_Problem statement:_
Write out every line of the material as it stands, apart from the pictures.
─── Collected data
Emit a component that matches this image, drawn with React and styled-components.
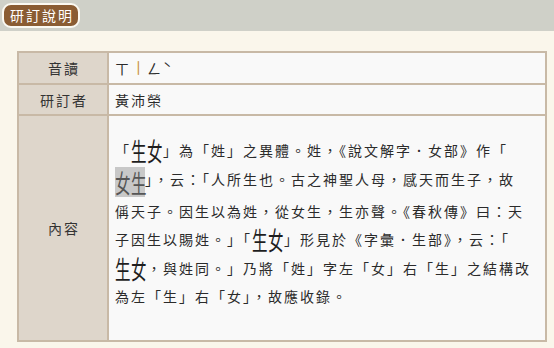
import React from "react";
import styled, { createGlobalStyle } from "styled-components";

const GlobalStyle = createGlobalStyle`
    html, body {
        margin: 0;
        padding: 0;
        background: #faf6eb;
    }
    body {
        font-family: "Noto Sans CJK TC", "Noto Sans", sans-serif;
        color: #2b2b2b;
    }
`

const Page = styled.div`
    width: 554px;
    height: 348px;
    background: #faf6eb;
    overflow: hidden;
`

const TopBar = styled.div`
    height: 31px;
    background: #cfd0c8;
    padding: 2px 0 0 2px;
    box-sizing: border-box;
`

const Tab = styled.div`
    display: inline-flex;
    align-items: center;
    height: 25px;
    box-sizing: border-box;
    padding: 0 4px 0 6px;
    background: #8a5c33;
    border: 2px solid #fbf9f2;
    border-radius: 9px;
    color: #ffffff;
    font-size: 14px;
    letter-spacing: 2px;
`

const Table = styled.div`
    display: grid;
    grid-template-columns: 88px 1fr;
    grid-template-rows: 30px 29px 224px;
    gap: 2px;
    padding: 2px;
    margin: 20px 7px 0 17px;
    background: #c8b9a6;
`

const Label = styled.div`
    display: flex;
    align-items: center;
    justify-content: center;
    background: #ded6cb;
    font-size: 14px;
    letter-spacing: 2px;
    padding-left: 2px;
    color: #333;
`

const Value = styled.div`
    display: flex;
    align-items: center;
    background: #f9f9f9;
    padding: 0 6px;
    font-size: 14px;
    letter-spacing: 2px;
    color: #2b2b2b;
`

const Medial = styled.span`
    display: inline-block;
    width: 16px;
    letter-spacing: 0;
    text-align: center;
    transform: rotate(90deg) scaleX(1.3);
    color: #c8913f;
`

const Content = styled.div`
    background: #f9f9f9;
    padding: 20px 6px 0 6px;
    font-size: 14px;
    letter-spacing: 2px;
    line-height: 28.5px;
    white-space: nowrap;
    color: #2b2b2b;
`

const Big = styled.span`
    display: inline-block;
    vertical-align: middle;
    width: ${p => p.$boxed ? "30px" : "32px"};
    height: ${p => p.$boxed ? "30px" : "24px"};
    margin-top: ${p => p.$boxed ? "2px" : "-4px"};
    letter-spacing: 0;
    line-height: ${p => p.$boxed ? "30px" : "24px"};
    font-size: 25px;
    white-space: nowrap;
    color: ${p => p.$boxed ? "#555" : "#1e1e1e"};
    background: ${p => p.$boxed ? "#c8c8c8" : "transparent"};
`

const Half = styled.span`
    display: inline-block;
    width: 25px;
    margin-right: -9px;
    transform: scaleX(0.62);
    transform-origin: left center;
`

const Variant = ({ left, right, boxed }) => (
    <Big $boxed={boxed}>
        <Half>{left}</Half>
        <Half>{right}</Half>
    </Big>
)

const App = () => {
    return (
        <Page>
            <GlobalStyle />
            <TopBar>
                <Tab>研訂說明</Tab>
            </TopBar>
            <Table>
                <Label>音讀</Label>
                <Value>ㄒ<Medial>ㄧ</Medial>ㄥˋ</Value>
                <Label>研訂者</Label>
                <Value>黃沛榮</Value>
                <Label>內容</Label>
                <Content>
                    「<Variant left="生" right="女" />」為「姓」之異體。姓，《說文解字．女部》作「<br />
                    <Variant left="女" right="生" boxed />」，云：「人所生也。古之神聖人母，感天而生子，故<br />
                    偁天子。因生以為姓，從女生，生亦聲。《春秋傳》曰：天<br />
                    子因生以賜姓。」「<Variant left="生" right="女" />」形見於《字彙．生部》，云：「<br />
                    <Variant left="生" right="女" />，與姓同。」乃將「姓」字左「女」右「生」之結構改<br />
                    為左「生」右「女」，故應收錄。
                </Content>
            </Table>
        </Page>
    )
}

export default App;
──────
_Full output:_
Emit a component that matches this image, drawn with React and styled-components.
import React from "react";
import styled, { createGlobalStyle } from "styled-components";

const GlobalStyle = createGlobalStyle`
    html, body {
        margin: 0;
        padding: 0;
        background: #faf6eb;
    }
    body {
        font-family: "Noto Sans CJK TC", "Noto Sans", sans-serif;
        color: #2b2b2b;
    }
`

const Page = styled.div`
    width: 554px;
    height: 348px;
    background: #faf6eb;
    overflow: hidden;
`

const TopBar = styled.div`
    height: 31px;
    background: #cfd0c8;
    padding: 2px 0 0 2px;
    box-sizing: border-box;
`

const Tab = styled.div`
    display: inline-flex;
    align-items: center;
    height: 25px;
    box-sizing: border-box;
    padding: 0 4px 0 6px;
    background: #8a5c33;
    border: 2px solid #fbf9f2;
    border-radius: 9px;
    color: #ffffff;
    font-size: 14px;
    letter-spacing: 2px;
`

const Table = styled.div`
    display: grid;
    grid-template-columns: 88px 1fr;
    grid-template-rows: 30px 29px 224px;
    gap: 2px;
    padding: 2px;
    margin: 20px 7px 0 17px;
    background: #c8b9a6;
`

const Label = styled.div`
    display: flex;
    align-items: center;
    justify-content: center;
    background: #ded6cb;
    font-size: 14px;
    letter-spacing: 2px;
    padding-left: 2px;
    color: #333;
`

const Value = styled.div`
    display: flex;
    align-items: center;
    background: #f9f9f9;
    padding: 0 6px;
    font-size: 14px;
    letter-spacing: 2px;
    color: #2b2b2b;
`

const Medial = styled.span`
    display: inline-block;
    width: 16px;
    letter-spacing: 0;
    text-align: center;
    transform: rotate(90deg) scaleX(1.3);
    color: #c8913f;
`

const Content = styled.div`
    background: #f9f9f9;
    padding: 20px 6px 0 6px;
    font-size: 14px;
    letter-spacing: 2px;
    line-height: 28.5px;
    white-space: nowrap;
    color: #2b2b2b;
`

const Big = styled.span`
    display: inline-block;
    vertical-align: middle;
    width: ${p => p.$boxed ? "30px" : "32px"};
    height: ${p => p.$boxed ? "30px" : "24px"};
    margin-top: ${p => p.$boxed ? "2px" : "-4px"};
    letter-spacing: 0;
    line-height: ${p => p.$boxed ? "30px" : "24px"};
    font-size: 25px;
    white-space: nowrap;
    color: ${p => p.$boxed ? "#555" : "#1e1e1e"};
    background: ${p => p.$boxed ? "#c8c8c8" : "transparent"};
`

const Half = styled.span`
    display: inline-block;
    width: 25px;
    margin-right: -9px;
    transform: scaleX(0.62);
    transform-origin: left center;
`

const Variant = ({ left, right, boxed }) => (
    <Big $boxed={boxed}>
        <Half>{left}</Half>
        <Half>{right}</Half>
    </Big>
)

const App = () => {
    return (
        <Page>
            <GlobalStyle />
            <TopBar>
                <Tab>研訂說明</Tab>
            </TopBar>
            <Table>
                <Label>音讀</Label>
                <Value>ㄒ<Medial>ㄧ</Medial>ㄥˋ</Value>
                <Label>研訂者</Label>
                <Value>黃沛榮</Value>
                <Label>內容</Label>
                <Content>
                    「<Variant left="生" right="女" />」為「姓」之異體。姓，《說文解字．女部》作「<br />
                    <Variant left="女" right="生" boxed />」，云：「人所生也。古之神聖人母，感天而生子，故<br />
                    偁天子。因生以為姓，從女生，生亦聲。《春秋傳》曰：天<br />
                    子因生以賜姓。」「<Variant left="生" right="女" />」形見於《字彙．生部》，云：「<br />
                    <Variant left="生" right="女" />，與姓同。」乃將「姓」字左「女」右「生」之結構改<br />
                    為左「生」右「女」，故應收錄。
                </Content>
            </Table>
        </Page>
    )
}

export default App;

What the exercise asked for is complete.